When Behind Comes First
 
    I wouldn’t say I have a big behind.  Nina says I don’t have one at all.  I think it was bigger before I joined the Navy,  but they chewed most of it off during the six years I spent in the sleep deprivation program they called, being a boiler tender.  One thing about that behind, though, it sure can get my attention.
    When Mike came to pick up his Coho randonneuse, he brought a saddle with him.  It was a no name saddle that he likes a lot.  I asked him about it and he said, “You know what it’s like when you get a saddle that’s just perfect?”
    No, I don’t know what that’s like.  I’ve been riding Brooks saddles for at least the past five years and I’m satisfied with them -- especially with the one labeled Champion Special B-17, but I often look to see what others are riding.  With Mike’s comment, thoughts about a saddle began to stir when I was supposed to be concentrating on the last of the set up of Mike’s bike.  
    Thoughts get all mixed up sometimes and this was one of those times because the Red Randonneuse has had a noise this year.  While riding, I’d hear a sound like the chain rubbing the front derailleur, but it was intermittent and only under hard pedaling.  I checked the derailleur and it didn’t look to be the problem.  I even pulled it off and put some grease under the bracket.  Then I pulled the crankset and checked it and the rings on my alignment table and they are true.  I checked the handlebars and put a little wax where the stem grips them.  I pulled the saddle and waxed the rails.  The sound might come and visit with me for fifty miles and then go away for a while.  I convinced myself, but not convincingly, that the noise must be in the saddle.  Now Mike was talking about perfect saddles.
    Investigation was called for.  On the road bike review website, I read that lots of people love the Selle San Marco Rolls saddle and I have a friend in Washington who has at least two of them on different bikes.  (The thing is, he is really skinny.  I thought about that.)  More checking and I found that Bernard Hinault and Greg Lemond rode those saddles to Tour de France victories and Miguel Indurain might have liked them as well.  There is another Selle San Marco saddle called the Regal.  It’s similar to the Rolls.  Tom Boonan likes these so much that even though he rides with Specialized sponsorship, he has special Regals made for him without rivets so people won’t see that he’s not riding a Specialized saddle.  

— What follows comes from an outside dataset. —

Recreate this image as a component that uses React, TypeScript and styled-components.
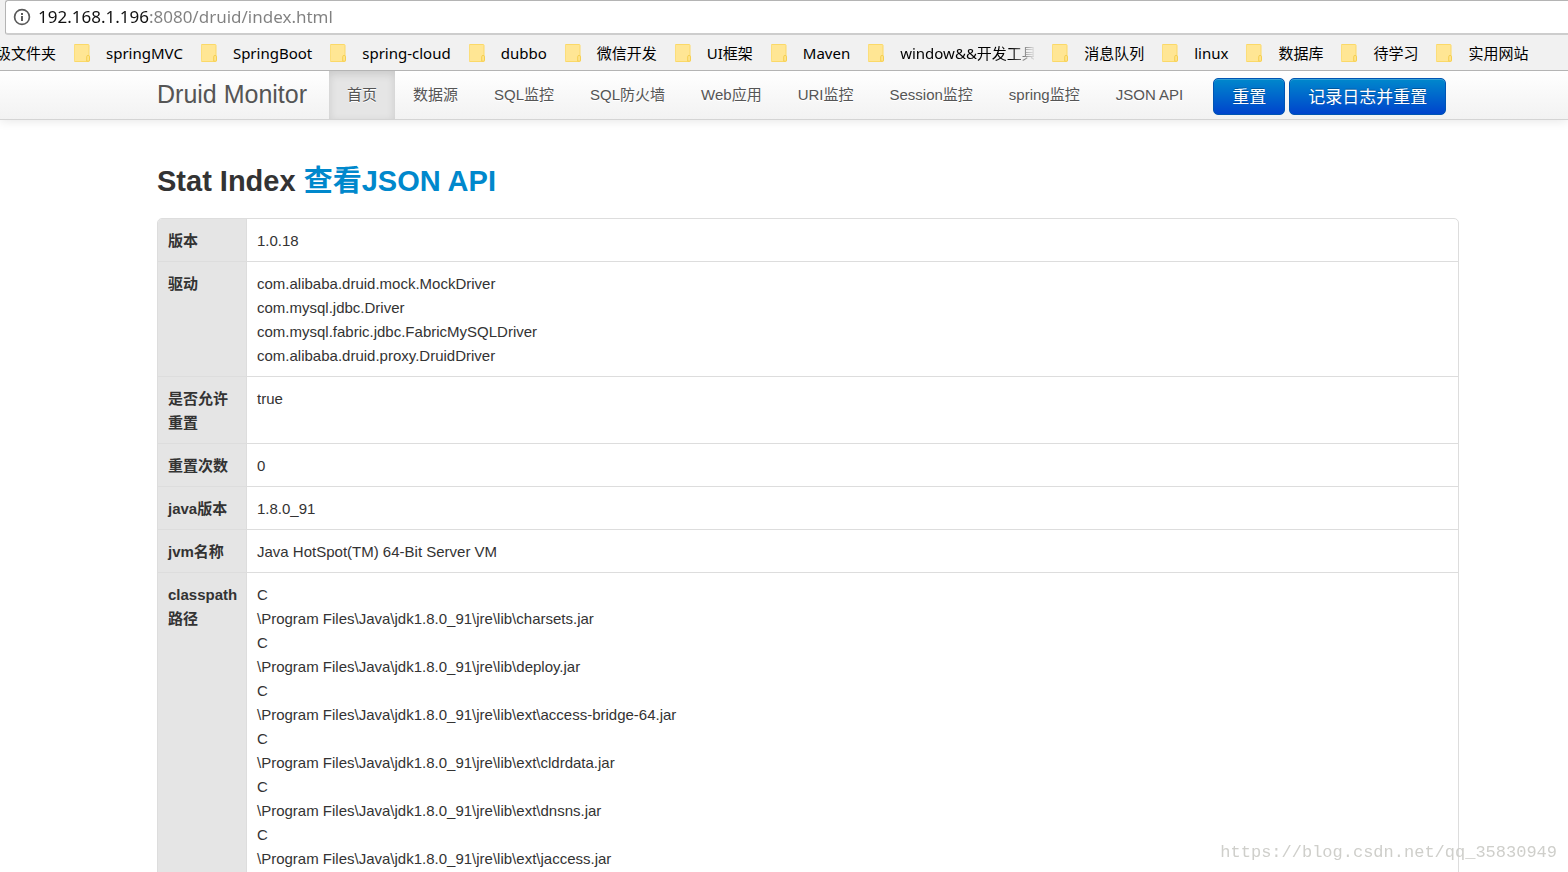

    Flip a coin?  I bought a Rolls.
    I did this on Thursday with a 200K brevet scheduled for Saturday and lousy weather that dampened my enthusiasm for a good test of the saddle before the brevet.  In leu of acting intelligently, I adjusted the saddle height and started the brevet on the untried Rolls.  I guess you ride enough that you start getting this goofy idea that 200K isn’t very far and that even if the saddle isn’t perfect, it won’t be an issue.  Well, it was.  When I saw any incline at all on the way in, I shifted up so that I could stand and pedal for a while.  I was in pain.    
    Return the saddle, right?  I mean, it came with a thirty day trial so give it back and say, “I’m sorry, I just can’t take it.”  
    The trouble is, I like the idea of the saddle.  Do you ever experience that, you like the idea of something even though the reality of it isn’t so sweet?  What do you do?  Sometimes I stubbornly continue and try to justify it to myself.  Maybe I just need to toughen up.  Maybe it just needs adjustment.
    Maybe the Yellow Roadie would be a better bike for the Rolls.  I was looking at Ray Dobbins’ great site and there were some Rolls saddles on a couple of his bikes.  That made me want to give the Rolls another chance.  So I put the Brooks back on the Red Randonneuse and put the Rolls on the Yellow Roadie.  (By the way, no more noise on the Randonneuse with the Rolls; or during a sixty mile ride last Sunday with the Brooks back on board.  Go figure noises sometimes.)      
    Yesterday, the weather was fantastic and Nina egged me on so I went out for five and a half hours on the Roadie where I missed a turn and got lost in the county next to ours and didn’t have a map and found some great roads before I asked a farmer how I could get back to Randolph County.  I found the county line at the southeast corner and stopped a while later at the store in Erect to have a 25¢ ice cream bar and a chat with the friendly clerk.  Sometime after that, my behind came to the front again; at least to the front of my attention.
    Bernard liked a Rolls and he knocked off 200K+ rides all over Europe, even on the pavé of Paris-Roubaix which, by the way, Tom Boonen won last Sunday on his disguised Rolls cousin, the Regal.  But as I rode along thinking about how much I like the idea of the Rolls and about how much I don’t care for the reality of the Rolls, it occurred to me that Bernard and Greg and Miguel ride 200K or 300K a whole lot faster than I do.  For a given distance, I spend a lot more time sitting.  Sitting on a saddle that talks to me after four hours.
    This morning, I steeled my resolve, found the box for the Rolls, and asked Nina if she knew where the receipt for it was.  She did.  I got everything together and decided to keep the Rolls a little longer; at least through the weekend.  Maybe if I give it one more chance, idea and reality will come into sync and surprise me with joy.  Anyway, if I waver just a few more days, my thirty day return period will end and I’ll be able to keep the Rolls whether I like it or not.  It sure looks like a good saddle, don’t you think?